On 05/06/17 00:35, chitturk at uah.edu wrote:
> It is not difficult (for me) - I developed the scripts to analyze files created by two different linux boxes (why two boxes is a longer story) (these are linux machines connected to gene sequencers) - the users are likely going to be fairly naive when it comes to running/using programs - and while the files can be transferred to the windows machine and then analyzed/examined, was trying to see if the windows machines can be used as simply a front end (no file transfers/etc) - but yes, it is indeed a solution that can be implemented - get the files over, run the script on windows machines (even as it makes me nervous to run scripts on windows systems - with or without anaconda - I am so used to being in the Linux environment that dealing with windows makes me nervous :(

I see. Well, if you're going to be building a user-friendly user
interface anyway, it shouldn't make much of a difference (development
work load wise) whether you use web technologies (as discussed here),
Tkinter, PyQt, or something else, unless you're already familiar with
one of them.

(if you're still toying with the idea of hacking together something with
PuTTy and the users SSHing in from Windows, then a command line script
on the user's PC might actually be more user-friendly...)




> 
> On Sunday, June 4, 2017 at 5:05:49 PM UTC-5, Thomas Jollans wrote:
>> On 04/06/17 22:56, I wrote:
>>> I was looking for the "simplest" possible solution to take a script that runs on a Linux box and figure out a way to have it run from a windows client 
>>
>> Care to comment on why getting the script to run on Windows directly is
>> so difficult?
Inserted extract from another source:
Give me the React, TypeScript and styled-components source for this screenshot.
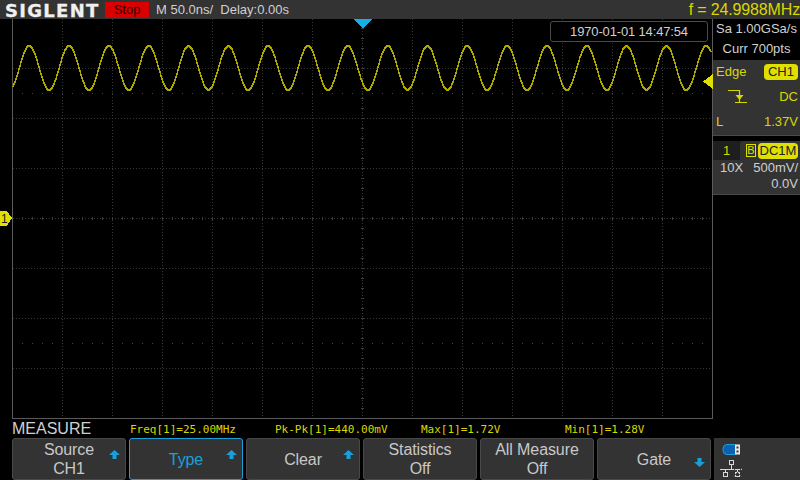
import React from "react";
import styled, { createGlobalStyle } from "styled-components";

const Global = createGlobalStyle`
  html, body { margin: 0; padding: 0; background: #000; }
  #root { width: 800px; height: 480px; overflow: hidden; }
`;

const Screen = styled.div`
  width: 800px;
  height: 480px;
  background: #000;
  display: flex;
  flex-direction: column;
  font-family: "Liberation Sans", Arial, sans-serif;
  color: #d0d0d0;
`;

const Header = styled.header`
  height: 19px;
  background: #333333;
  display: flex;
  align-items: center;
  flex: none;
`;

const Logo = styled.div`
  width: 105px;
  margin-top: 2px;
  padding-left: 5px;
  box-sizing: border-box;
  font-family: "DejaVu Sans", sans-serif;
  font-size: 18px;
  font-weight: 700;
  letter-spacing: 1.3px;
  -webkit-text-stroke: 0.3px #f0f0f0;
  color: #f0f0f0;
  line-height: 19px;
  white-space: nowrap;
`;

const StopBadge = styled.div`
  width: 44px;
  height: 16px;
  background: #d80000;
  color: #2a0000;
  font-size: 13px;
  line-height: 16px;
  text-align: center;
`;

const Timebase = styled.div`
  margin-left: 7px;
  font-size: 13px;
  color: #d0d0d0;
  white-space: pre;
`;

const Frequency = styled.div`
  margin-left: auto;
  font-size: 16px;
  letter-spacing: -0.15px;
  color: #d8d800;
  white-space: nowrap;
`;

const Middle = styled.div`
  display: flex;
  height: 400px;
  flex: none;
`;

const ScopeArea = styled.div`
  position: relative;
  width: 713px;
  height: 400px;
  flex: none;
`;

const Plot = styled.svg`
  display: block;
`;

const TimeStamp = styled.div`
  position: absolute;
  left: 550px;
  top: 2px;
  width: 158px;
  height: 21px;
  box-sizing: border-box;
  border: 1px solid #4a4a4a;
  border-radius: 3px;
  background: #000;
  font-size: 13px;
  letter-spacing: -0.15px;
  line-height: 19px;
  text-align: center;
  color: #d0d0d0;
`;

const Side = styled.aside`
  width: 87px;
  display: flex;
  flex-direction: column;
  font-size: 13px;
`;

const Acquire = styled.div`
  height: 40px;
  display: flex;
  flex-direction: column;
  align-items: center;
  color: #d0d0d0;
  line-height: 20px;
  white-space: nowrap;
`;

const TriggerPanel = styled.div`
  height: 76px;
  margin-top: 1px;
  box-sizing: border-box;
  background: #333333;
  border-bottom: 1px solid #4a4a4a;
  padding: 0 2px 0 3px;
  color: #d8d800;
  display: flex;
  flex-direction: column;
  gap: 2px;
`;

const PanelRow = styled.div`
  height: 23px;
  display: flex;
  align-items: center;
  justify-content: space-between;
`;

const TriggerIcon = styled.svg`
  margin-left: 12px;
`;

const ChannelChip = styled.span<{ $pad?: number }>`
  background: #e0e000;
  color: #222;
  border-radius: 4px;
  line-height: 16px;
  padding: 0 ${(p) => p.$pad ?? 4}px;
`;

const ChannelPanel = styled.div`
  height: 54px;
  margin-top: 5px;
  box-sizing: border-box;
  background: #333333;
  border-bottom: 1px solid #4a4a4a;
  color: #d0d0d0;
`;

const ChannelTabs = styled.div`
  height: 19px;
  display: flex;
  align-items: center;
  background: #1e1e1e;
`;

const ChannelNumber = styled.div`
  width: 27px;
  text-align: center;
  color: #d8d800;
`;

const ChannelFlags = styled.div`
  flex: 1;
  height: 19px;
  background: #333;
  border-radius: 4px 0 0 0;
  display: flex;
  align-items: center;
  gap: 2px;
  padding-left: 6px;
`;

const BwFlag = styled.span`
  width: 8px;
  height: 11px;
  border: 1px solid #e0e000;
  color: #e0e000;
  font-size: 11px;
  line-height: 11px;
  text-align: center;
`;

const ChannelLine = styled.div<{ $end?: boolean }>`
  height: 16px;
  line-height: 16px;
  padding: 0 2px 0 7px;
  display: flex;
  justify-content: ${(p) => (p.$end ? "flex-end" : "space-between")};
`;

const MeasureBar = styled.div`
  height: 19px;
  flex: none;
  box-sizing: border-box;
  display: grid;
  grid-template-columns: 118px 145px 146px 144px 1fr;
  padding: 1px 0 0 12px;
  align-items: center;
  font-family: "DejaVu Sans Mono", "Liberation Mono", monospace;
  font-size: 11px;
  color: #d8d800;
`;

const MeasureTitle = styled.div`
  font-family: "Liberation Sans", Arial, sans-serif;
  font-size: 16px;
  color: #d0d0d0;
`;

const KeyRow = styled.div`
  height: 42px;
  flex: none;
  display: flex;
  gap: 3px;
  padding-left: 12px;
`;

const SoftKey = styled.div<{ $active?: boolean }>`
  position: relative;
  flex: none;
  width: 114px;
  height: 42px;
  box-sizing: border-box;
  background: #333333;
  border: 1px solid ${(p) => (p.$active ? "#18a0d8" : "#484848")};
  border-radius: 3px;
  color: ${(p) => (p.$active ? "#18a0d8" : "#c8c8c8")};
  display: flex;
  flex-direction: column;
  align-items: center;
  justify-content: center;
  font-size: 16px;
  letter-spacing: -0.1px;
  line-height: 19px;
`;

const KeyArrow = styled.svg<{ $down?: boolean }>`
  position: absolute;
  right: 5px;
  top: ${(p) => (p.$down ? "19px" : "11px")};
`;

const Status = styled.div`
  flex: none;
  width: 86px;
  background: #333333;
  height: 42px;
`;

const Arrow = ({ down }: { down?: boolean }) => (
  <KeyArrow $down={down} width="11" height="9" viewBox="0 0 11 9">
    {down ? (
      <path d="M3.5 0h4v4H11L5.5 9 0 4h3.5z" fill="#18a0d8" />
    ) : (
      <path d="M5.5 0L11 5H7.5v4h-4V5H0z" fill="#18a0d8" />
    )}
  </KeyArrow>
);

const wave = () => {
  let d = "";
  for (let x = 13; x <= 711; x++) {
    const y = Math.round(49 - 22 * Math.cos(((x - 29.3) / 39.82) * 2 * Math.PI));
    d += `${d ? "L" : "M"}${x} ${y}`;
  }
  return d;
};

const vLines = Array.from({ length: 13 }, (_, i) => 62 + i * 50);
const hLines = [49, 99, 149, 199, 249, 299, 349];

const Grid = () => {
  const ticks: React.ReactNode[] = [];
  for (let x = 22; x < 712; x += 10) {
    ticks.push(<rect key={`a${x}`} x={x} y={198} width={1} height={3} fill="#3c3c3c" />);
    ticks.push(<rect key={`b${x}`} x={x} y={74} width={1} height={1} fill="#444444" />);
    ticks.push(<rect key={`c${x}`} x={x} y={324} width={1} height={1} fill="#444444" />);
  }
  for (let y = 9; y < 399; y += 10) {
    ticks.push(<rect key={`d${y}`} x={361} y={y} width={3} height={1} fill="#3c3c3c" />);
  }
  return (
    <Plot width="713" height="400" viewBox="0 0 713 400" shapeRendering="crispEdges">
      {vLines.map((x) => (
        <line key={x} x1={x + 0.5} y1="0" x2={x + 0.5} y2="399" stroke="#363636" strokeDasharray="1 2" />
      ))}
      {hLines.map((y) => (
        <line key={y} x1="13" y1={y + 0.5} x2="712" y2={y + 0.5} stroke="#363636" strokeDasharray="1 2" />
      ))}
      {ticks}
      <path d="M12.5 0V399.5H712.5V0" fill="none" stroke="#5a5a5a" />
      <path d={wave()} fill="none" stroke="#aca800" strokeWidth="1.5" />
      <path d="M353 0h19l-9.5 9.5z" fill="#12b0e4" />
      <path d="M713 55v15l-10-7.5z" fill="#e0e000" />
      <path d="M0 192h7l5 7-5 7.5H0z" fill="#e0e000" />
      <text x="1" y="203.5" fontSize="12" fill="#222" fontFamily="Liberation Sans" shapeRendering="auto">1</text>
    </Plot>
  );
};

const App = () => (
  <Screen>
    <Global />
    <Header>
      <Logo>SIGLENT</Logo>
      <StopBadge>Stop</StopBadge>
      <Timebase>{"M 50.0ns/  Delay:0.00s"}</Timebase>
      <Frequency>f = 24.9988MHz</Frequency>
    </Header>
    <Middle>
      <ScopeArea>
        <Grid />
        <TimeStamp>1970-01-01 14:47:54</TimeStamp>
      </ScopeArea>
      <Side>
        <Acquire>
          <span>Sa 1.00GSa/s</span>
          <span>Curr 700pts</span>
        </Acquire>
        <TriggerPanel>
          <PanelRow>
            <span>Edge</span>
            <ChannelChip>CH1</ChannelChip>
          </PanelRow>
          <PanelRow>
            <TriggerIcon width="19" height="15" viewBox="0 0 19 15">
              <path d="M0 1.5h11.5v12M7 13.5h12" fill="none" stroke="#d8d800" strokeWidth="1.2" />
              <path d="M7.5 6h8l-4 5z" fill="#d8d800" />
            </TriggerIcon>
            <span>DC</span>
          </PanelRow>
          <PanelRow>
            <span>L</span>
            <span>1.37V</span>
          </PanelRow>
        </TriggerPanel>
        <ChannelPanel>
          <ChannelTabs>
            <ChannelNumber>1</ChannelNumber>
            <ChannelFlags>
              <BwFlag>B</BwFlag>
              <ChannelChip $pad={1.5}>DC1M</ChannelChip>
            </ChannelFlags>
          </ChannelTabs>
          <ChannelLine>
            <span>10X</span>
            <span>500mV/</span>
          </ChannelLine>
          <ChannelLine $end>
            <span>0.0V</span>
          </ChannelLine>
        </ChannelPanel>
      </Side>
    </Middle>
    <MeasureBar>
      <MeasureTitle>MEASURE</MeasureTitle>
      <span>Freq[1]=25.00MHz</span>
      <span>Pk-Pk[1]=440.00mV</span>
      <span>Max[1]=1.72V</span>
      <span>Min[1]=1.28V</span>
    </MeasureBar>
    <KeyRow>
      <SoftKey>
        <span>Source</span>
        <span>CH1</span>
        <Arrow />
      </SoftKey>
      <SoftKey $active>
        <span>Type</span>
        <Arrow />
      </SoftKey>
      <SoftKey>
        <span>Clear</span>
        <Arrow />
      </SoftKey>
      <SoftKey>
        <span>Statistics</span>
        <span>Off</span>
      </SoftKey>
      <SoftKey>
        <span>All Measure</span>
        <span>Off</span>
      </SoftKey>
      <SoftKey>
        <span>Gate</span>
        <Arrow down />
      </SoftKey>
      <Status>
        <svg width="86" height="42" viewBox="0 0 86 42">
          <rect x="9" y="6.5" width="15" height="10" rx="4" fill="#0c62b0" stroke="#18a0d8" />
          <rect x="21" y="6.5" width="5" height="10" fill="#e8e8e8" />
          <rect x="22.5" y="8.5" width="2" height="2" fill="#333" />
          <rect x="22.5" y="12.5" width="2" height="2" fill="#333" />
          <rect x="15.5" y="22.5" width="4" height="4" fill="none" stroke="#d8d8d8" />
          <rect x="9.5" y="34.5" width="4" height="4" fill="none" stroke="#d8d8d8" />
          <rect x="21.5" y="34.5" width="4" height="4" fill="none" stroke="#d8d8d8" />
          <path d="M17.5 27v4M6 31.5h22M11.5 31.5v3M23.5 31.5v3" fill="none" stroke="#d8d8d8" />
          <path d="M19 30l9 9M28 30l-9 9" stroke="#e01010" />
        </svg>
      </Status>
    </KeyRow>
  </Screen>
);

export default App;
I'm sure you can build something that does the job with
>> Django/Flask/whatever, but it doesn't sound like it's necessarily the
>> simplest solution.
>>
>>
>>>> On Mon, Jun 5, 2017 at 2:41 AM, Michael Torrie wrote:
>>>>> I'm confused why you would need to ssh anywhere.  Command-line programs
>>>>> in Python should work perfectly fine in Windows and work about the same
>>>>> as on Linux, if you wrote them in a portable way.  I don't understand
>>>>> the need to complicate things with ssh, django, x2go, or any of the
>>>>> other suggestions here.  I also don't understand why you'd need the
>>>>> Anaconda distro.  Why won't standard Python from python.org work?